* What is required *
Find the lines holding the word "with" and collect them.

* Input for this task *

------

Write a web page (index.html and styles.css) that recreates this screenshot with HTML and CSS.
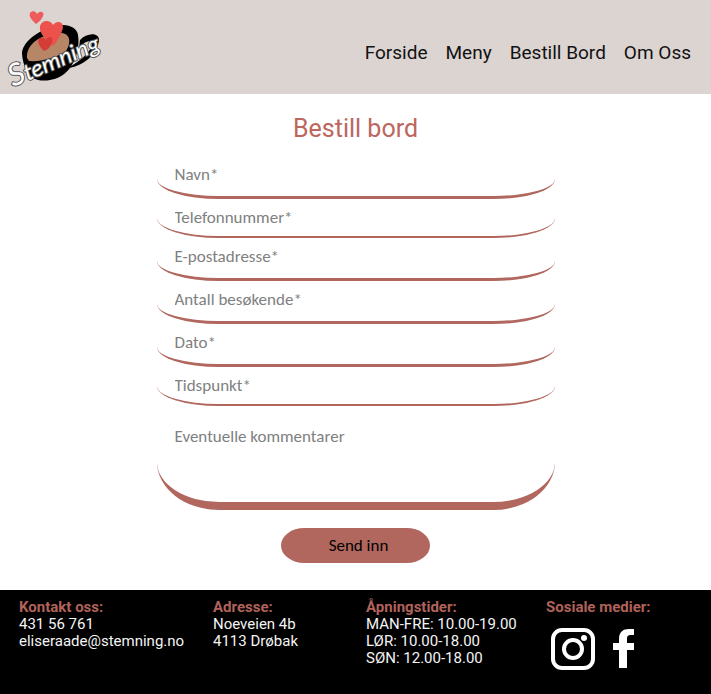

------

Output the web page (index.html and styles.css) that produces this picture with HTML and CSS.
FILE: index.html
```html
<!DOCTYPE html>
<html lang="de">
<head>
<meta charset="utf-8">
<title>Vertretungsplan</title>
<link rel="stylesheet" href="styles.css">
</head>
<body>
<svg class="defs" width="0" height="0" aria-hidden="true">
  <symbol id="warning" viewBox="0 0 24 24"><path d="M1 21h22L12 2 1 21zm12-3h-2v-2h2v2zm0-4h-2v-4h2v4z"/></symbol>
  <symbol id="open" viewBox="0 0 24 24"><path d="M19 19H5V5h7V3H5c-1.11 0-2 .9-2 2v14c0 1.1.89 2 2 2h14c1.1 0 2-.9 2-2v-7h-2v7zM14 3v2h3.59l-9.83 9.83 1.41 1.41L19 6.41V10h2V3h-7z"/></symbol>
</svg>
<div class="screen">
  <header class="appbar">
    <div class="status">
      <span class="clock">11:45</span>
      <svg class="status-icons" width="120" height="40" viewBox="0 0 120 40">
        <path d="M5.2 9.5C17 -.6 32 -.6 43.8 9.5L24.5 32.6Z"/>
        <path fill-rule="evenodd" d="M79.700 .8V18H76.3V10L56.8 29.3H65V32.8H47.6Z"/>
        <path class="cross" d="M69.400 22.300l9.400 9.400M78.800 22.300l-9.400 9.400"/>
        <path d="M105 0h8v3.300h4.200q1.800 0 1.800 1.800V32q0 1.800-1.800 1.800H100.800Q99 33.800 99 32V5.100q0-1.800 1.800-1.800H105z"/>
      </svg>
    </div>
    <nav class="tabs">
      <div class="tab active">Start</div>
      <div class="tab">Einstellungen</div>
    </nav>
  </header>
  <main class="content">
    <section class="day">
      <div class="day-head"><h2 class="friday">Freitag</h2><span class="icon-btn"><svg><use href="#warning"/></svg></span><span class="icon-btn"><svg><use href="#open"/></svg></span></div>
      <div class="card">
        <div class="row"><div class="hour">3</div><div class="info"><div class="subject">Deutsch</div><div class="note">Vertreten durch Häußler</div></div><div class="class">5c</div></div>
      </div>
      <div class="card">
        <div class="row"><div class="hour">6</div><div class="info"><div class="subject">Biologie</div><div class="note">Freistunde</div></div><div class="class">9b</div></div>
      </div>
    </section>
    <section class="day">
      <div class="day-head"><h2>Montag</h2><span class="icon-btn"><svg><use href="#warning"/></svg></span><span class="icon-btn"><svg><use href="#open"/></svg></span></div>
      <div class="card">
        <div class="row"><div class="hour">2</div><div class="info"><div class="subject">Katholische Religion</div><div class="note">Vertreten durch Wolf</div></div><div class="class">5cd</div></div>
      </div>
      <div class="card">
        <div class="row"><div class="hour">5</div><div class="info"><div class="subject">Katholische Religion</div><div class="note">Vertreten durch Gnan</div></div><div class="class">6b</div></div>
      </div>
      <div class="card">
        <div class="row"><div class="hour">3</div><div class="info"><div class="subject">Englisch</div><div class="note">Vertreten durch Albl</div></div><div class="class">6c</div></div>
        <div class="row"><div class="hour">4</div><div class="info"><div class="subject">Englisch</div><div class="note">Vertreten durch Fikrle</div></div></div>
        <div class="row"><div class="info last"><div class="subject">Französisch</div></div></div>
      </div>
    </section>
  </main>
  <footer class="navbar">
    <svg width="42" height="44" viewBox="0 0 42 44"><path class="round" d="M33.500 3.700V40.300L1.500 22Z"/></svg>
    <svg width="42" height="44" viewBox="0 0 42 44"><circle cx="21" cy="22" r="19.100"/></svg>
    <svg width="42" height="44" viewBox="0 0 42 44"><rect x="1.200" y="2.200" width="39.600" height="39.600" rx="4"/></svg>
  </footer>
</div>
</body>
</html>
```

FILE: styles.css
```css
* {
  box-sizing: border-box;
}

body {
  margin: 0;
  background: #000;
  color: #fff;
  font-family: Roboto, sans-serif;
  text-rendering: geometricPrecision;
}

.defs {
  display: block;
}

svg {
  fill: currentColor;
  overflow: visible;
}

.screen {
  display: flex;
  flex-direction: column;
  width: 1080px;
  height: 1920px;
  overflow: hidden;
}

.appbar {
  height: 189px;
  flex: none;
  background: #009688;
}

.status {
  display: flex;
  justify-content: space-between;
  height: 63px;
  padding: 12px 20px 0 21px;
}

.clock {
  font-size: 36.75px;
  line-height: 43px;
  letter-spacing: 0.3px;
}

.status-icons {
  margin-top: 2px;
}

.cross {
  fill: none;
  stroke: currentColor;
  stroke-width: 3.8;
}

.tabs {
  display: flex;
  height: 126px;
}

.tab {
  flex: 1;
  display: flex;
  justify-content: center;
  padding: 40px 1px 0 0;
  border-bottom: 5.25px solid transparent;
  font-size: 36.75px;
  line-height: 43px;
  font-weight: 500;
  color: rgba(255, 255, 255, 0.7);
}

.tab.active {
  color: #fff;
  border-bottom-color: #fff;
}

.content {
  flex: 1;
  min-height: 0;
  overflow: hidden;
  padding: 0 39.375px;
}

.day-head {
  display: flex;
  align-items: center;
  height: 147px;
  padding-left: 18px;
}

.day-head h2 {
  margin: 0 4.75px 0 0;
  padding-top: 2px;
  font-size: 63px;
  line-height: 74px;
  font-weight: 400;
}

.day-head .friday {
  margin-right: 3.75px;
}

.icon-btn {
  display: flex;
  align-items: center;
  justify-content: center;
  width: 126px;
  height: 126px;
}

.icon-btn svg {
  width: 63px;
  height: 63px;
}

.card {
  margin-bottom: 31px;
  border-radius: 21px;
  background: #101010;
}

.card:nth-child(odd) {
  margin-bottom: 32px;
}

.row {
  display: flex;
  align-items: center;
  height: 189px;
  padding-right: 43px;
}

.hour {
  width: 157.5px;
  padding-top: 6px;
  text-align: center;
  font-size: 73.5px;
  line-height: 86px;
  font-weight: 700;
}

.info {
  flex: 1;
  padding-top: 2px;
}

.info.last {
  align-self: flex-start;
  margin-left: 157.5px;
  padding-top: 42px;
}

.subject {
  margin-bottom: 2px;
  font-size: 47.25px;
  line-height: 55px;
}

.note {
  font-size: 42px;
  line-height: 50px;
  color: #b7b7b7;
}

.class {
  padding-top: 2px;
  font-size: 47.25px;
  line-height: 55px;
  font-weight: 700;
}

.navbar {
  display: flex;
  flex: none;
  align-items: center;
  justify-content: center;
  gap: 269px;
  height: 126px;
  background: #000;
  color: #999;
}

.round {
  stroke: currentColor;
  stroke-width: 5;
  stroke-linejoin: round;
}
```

------

* Final answer *
Write a web page (index.html and styles.css) that recreates this screenshot with HTML and CSS.
Output the web page (index.html and styles.css) that produces this picture with HTML and CSS.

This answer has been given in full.